=== Provided material ===
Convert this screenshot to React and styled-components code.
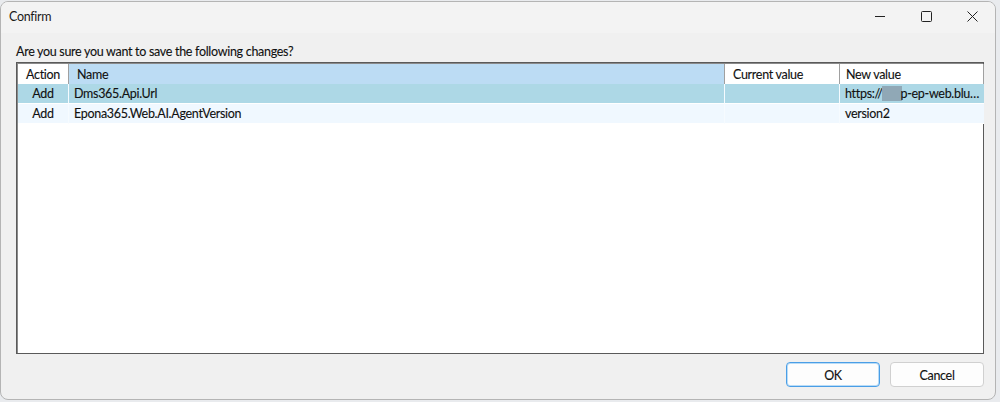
import React from 'react';
import styled, { createGlobalStyle } from 'styled-components';

const Global = createGlobalStyle`
  html, body {
    margin: 0;
    padding: 0;
    background: #e9ebee;
  }
  body {
    font-family: "Segoe UI", Lato, "Noto Sans", sans-serif;
    font-size: 12.5px;
    letter-spacing: -0.3px;
    color: #111;
    -webkit-text-stroke: 0.12px #111;
  }
`;

const Window = styled.div`
  width: 996px;
  height: 399px;
  margin: 1px 0 0 0;
  box-sizing: border-box;
  border: 1px solid #b4b4b4;
  border-radius: 8px;
  background: #f0f0f0;
  overflow: hidden;
  display: flex;
  flex-direction: column;
`;

const TitleBar = styled.div`
  height: 31px;
  flex: none;
  box-sizing: border-box;
  display: flex;
  align-items: center;
  background: #f3f3f3;
  padding: 0 0 3px 8px;
`;

const Title = styled.div`
  flex: 1;
  -webkit-text-stroke: 0;
  color: #1a1a1a;
`;

const Caption = styled.div`
  width: 46px;
  height: 28px;
  display: flex;
  align-items: center;
  justify-content: center;
`;

const Body = styled.div`
  flex: 1;
  display: flex;
  flex-direction: column;
  padding: 7px 11px 12px 15px;
`;

const Question = styled.div`
  height: 22px;
  line-height: 20px;
  padding-top: 2px;
  box-sizing: border-box;
`;

const Grid = styled.div`
  height: 292px;
  box-sizing: border-box;
  border: 1px solid #5a5a5a;
  box-shadow: inset 1px 1px 0 #8a8a8a;
  background: #fff;
  display: grid;
  grid-template-columns: 51px 656px 115px 144px;
  grid-auto-rows: 20px;
  align-content: start;
  padding: 1px 0 0 1px;
`;

const Head = styled.div`
  height: 21px;
  box-sizing: border-box;
  display: flex;
  align-items: center;
  padding-left: ${p => p.$pad || 8}px;
  background: ${p => (p.$active ? '#bcdcf4' : '#fff')};
  border-right: 1px solid #a0a0a0;
  border-bottom: 1px solid #d8d8d8;
  white-space: nowrap;
  &:last-child { border-right: none; }
`;

const Cell = styled.div`
  box-sizing: border-box;
  display: flex;
  align-items: center;
  justify-content: ${p => (p.$center ? 'center' : 'flex-start')};
  padding-left: ${p => (p.$center ? 0 : 5)}px;
  background: ${p => (p.$selected ? '#add8e6' : '#f0f8ff')};
  border-right: 1px solid #f6fbff;
  border-bottom: 1px solid #fff;
  white-space: nowrap;
  overflow: hidden;
  &:nth-child(4n) { border-right: none; }
`;

const Blur = styled.span`
  display: inline-block;
  width: 20px;
  height: 15px;
  background: #90a8b6;
  margin: 0 -1px;
  vertical-align: middle;
`;

const Footer = styled.div`
  display: flex;
  justify-content: flex-end;
  gap: 10px;
  margin-top: 8px;
`;

const Button = styled.button`
  width: 94px;
  height: 25px;
  box-sizing: border-box;
  font: inherit;
  letter-spacing: inherit;
  color: #111;
  background: #fdfdfd;
  border: 1px solid ${p => (p.$primary ? '#4a9ee6' : '#d0d0d0')};
  box-shadow: ${p => (p.$primary ? 'inset 0 0 0 1px #b9dcf7' : 'none')};
  border-radius: 4px;
  padding: 1px 0 0;
`;

const rows = [
  { action: 'Add', name: 'Dms365.Api.Url', current: '', next: 'url', selected: true },
  { action: 'Add', name: 'Epona365.Web.AI.AgentVersion', current: '', next: 'version2' },
];

export default function App() {
  return (
    <>
      <Global />
      <Window>
        <TitleBar>
          <Title>Confirm</Title>
          <Caption>
            <svg width="10" height="10" viewBox="0 0 10 10"><path d="M0 5.5h10" stroke="#222" strokeWidth="1" /></svg>
          </Caption>
          <Caption>
            <svg width="11" height="11" viewBox="0 0 11 11"><rect x="0.5" y="0.5" width="10" height="10" rx="1" fill="none" stroke="#222" strokeWidth="1" /></svg>
          </Caption>
          <Caption>
            <svg width="11" height="11" viewBox="0 0 11 11"><path d="M0.5 0.5l10 10M10.5 0.5l-10 10" stroke="#222" strokeWidth="1" /></svg>
          </Caption>
        </TitleBar>
        <Body>
          <Question>Are you sure you want to save the following changes?</Question>
          <Grid>
            <Head>Action</Head>
            <Head $active>Name</Head>
            <Head>Current value</Head>
            <Head $pad={6}>New value</Head>
            {rows.map(r => (
              <React.Fragment key={r.name}>
                <Cell $center $selected={r.selected}>{r.action}</Cell>
                <Cell $selected={r.selected}>{r.name}</Cell>
                <Cell $selected={r.selected}>{r.current}</Cell>
                <Cell $selected={r.selected}>
                  {r.next === 'url' ? (<>https://<Blur />p-ep-web.blu…</>) : r.next}
                </Cell>
              </React.Fragment>
            ))}
          </Grid>
          <Footer>
            <Button $primary>OK</Button>
            <Button>Cancel</Button>
          </Footer>
        </Body>
      </Window>
    </>
  );
}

=== Exercise prompt ===
Leave out the pictures and copy the rest of the material above exactly.

=== Full solution ===
Convert this screenshot to React and styled-components code.
import React from 'react';
import styled, { createGlobalStyle } from 'styled-components';

const Global = createGlobalStyle`
  html, body {
    margin: 0;
    padding: 0;
    background: #e9ebee;
  }
  body {
    font-family: "Segoe UI", Lato, "Noto Sans", sans-serif;
    font-size: 12.5px;
    letter-spacing: -0.3px;
    color: #111;
    -webkit-text-stroke: 0.12px #111;
  }
`;

const Window = styled.div`
  width: 996px;
  height: 399px;
  margin: 1px 0 0 0;
  box-sizing: border-box;
  border: 1px solid #b4b4b4;
  border-radius: 8px;
  background: #f0f0f0;
  overflow: hidden;
  display: flex;
  flex-direction: column;
`;

const TitleBar = styled.div`
  height: 31px;
  flex: none;
  box-sizing: border-box;
  display: flex;
  align-items: center;
  background: #f3f3f3;
  padding: 0 0 3px 8px;
`;

const Title = styled.div`
  flex: 1;
  -webkit-text-stroke: 0;
  color: #1a1a1a;
`;

const Caption = styled.div`
  width: 46px;
  height: 28px;
  display: flex;
  align-items: center;
  justify-content: center;
`;

const Body = styled.div`
  flex: 1;
  display: flex;
  flex-direction: column;
  padding: 7px 11px 12px 15px;
`;

const Question = styled.div`
  height: 22px;
  line-height: 20px;
  padding-top: 2px;
  box-sizing: border-box;
`;

const Grid = styled.div`
  height: 292px;
  box-sizing: border-box;
  border: 1px solid #5a5a5a;
  box-shadow: inset 1px 1px 0 #8a8a8a;
  background: #fff;
  display: grid;
  grid-template-columns: 51px 656px 115px 144px;
  grid-auto-rows: 20px;
  align-content: start;
  padding: 1px 0 0 1px;
`;

const Head = styled.div`
  height: 21px;
  box-sizing: border-box;
  display: flex;
  align-items: center;
  padding-left: ${p => p.$pad || 8}px;
  background: ${p => (p.$active ? '#bcdcf4' : '#fff')};
  border-right: 1px solid #a0a0a0;
  border-bottom: 1px solid #d8d8d8;
  white-space: nowrap;
  &:last-child { border-right: none; }
`;

const Cell = styled.div`
  box-sizing: border-box;
  display: flex;
  align-items: center;
  justify-content: ${p => (p.$center ? 'center' : 'flex-start')};
  padding-left: ${p => (p.$center ? 0 : 5)}px;
  background: ${p => (p.$selected ? '#add8e6' : '#f0f8ff')};
  border-right: 1px solid #f6fbff;
  border-bottom: 1px solid #fff;
  white-space: nowrap;
  overflow: hidden;
  &:nth-child(4n) { border-right: none; }
`;

const Blur = styled.span`
  display: inline-block;
  width: 20px;
  height: 15px;
  background: #90a8b6;
  margin: 0 -1px;
  vertical-align: middle;
`;

const Footer = styled.div`
  display: flex;
  justify-content: flex-end;
  gap: 10px;
  margin-top: 8px;
`;

const Button = styled.button`
  width: 94px;
  height: 25px;
  box-sizing: border-box;
  font: inherit;
  letter-spacing: inherit;
  color: #111;
  background: #fdfdfd;
  border: 1px solid ${p => (p.$primary ? '#4a9ee6' : '#d0d0d0')};
  box-shadow: ${p => (p.$primary ? 'inset 0 0 0 1px #b9dcf7' : 'none')};
  border-radius: 4px;
  padding: 1px 0 0;
`;

const rows = [
  { action: 'Add', name: 'Dms365.Api.Url', current: '', next: 'url', selected: true },
  { action: 'Add', name: 'Epona365.Web.AI.AgentVersion', current: '', next: 'version2' },
];

export default function App() {
  return (
    <>
      <Global />
      <Window>
        <TitleBar>
          <Title>Confirm</Title>
          <Caption>
            <svg width="10" height="10" viewBox="0 0 10 10"><path d="M0 5.5h10" stroke="#222" strokeWidth="1" /></svg>
          </Caption>
          <Caption>
            <svg width="11" height="11" viewBox="0 0 11 11"><rect x="0.5" y="0.5" width="10" height="10" rx="1" fill="none" stroke="#222" strokeWidth="1" /></svg>
          </Caption>
          <Caption>
            <svg width="11" height="11" viewBox="0 0 11 11"><path d="M0.5 0.5l10 10M10.5 0.5l-10 10" stroke="#222" strokeWidth="1" /></svg>
          </Caption>
        </TitleBar>
        <Body>
          <Question>Are you sure you want to save the following changes?</Question>
          <Grid>
            <Head>Action</Head>
            <Head $active>Name</Head>
            <Head>Current value</Head>
            <Head $pad={6}>New value</Head>
            {rows.map(r => (
              <React.Fragment key={r.name}>
                <Cell $center $selected={r.selected}>{r.action}</Cell>
                <Cell $selected={r.selected}>{r.name}</Cell>
                <Cell $selected={r.selected}>{r.current}</Cell>
                <Cell $selected={r.selected}>
                  {r.next === 'url' ? (<>https://<Blur />p-ep-web.blu…</>) : r.next}
                </Cell>
              </React.Fragment>
            ))}
          </Grid>
          <Footer>
            <Button $primary>OK</Button>
            <Button>Cancel</Button>
          </Footer>
        </Body>
      </Window>
    </>
  );
}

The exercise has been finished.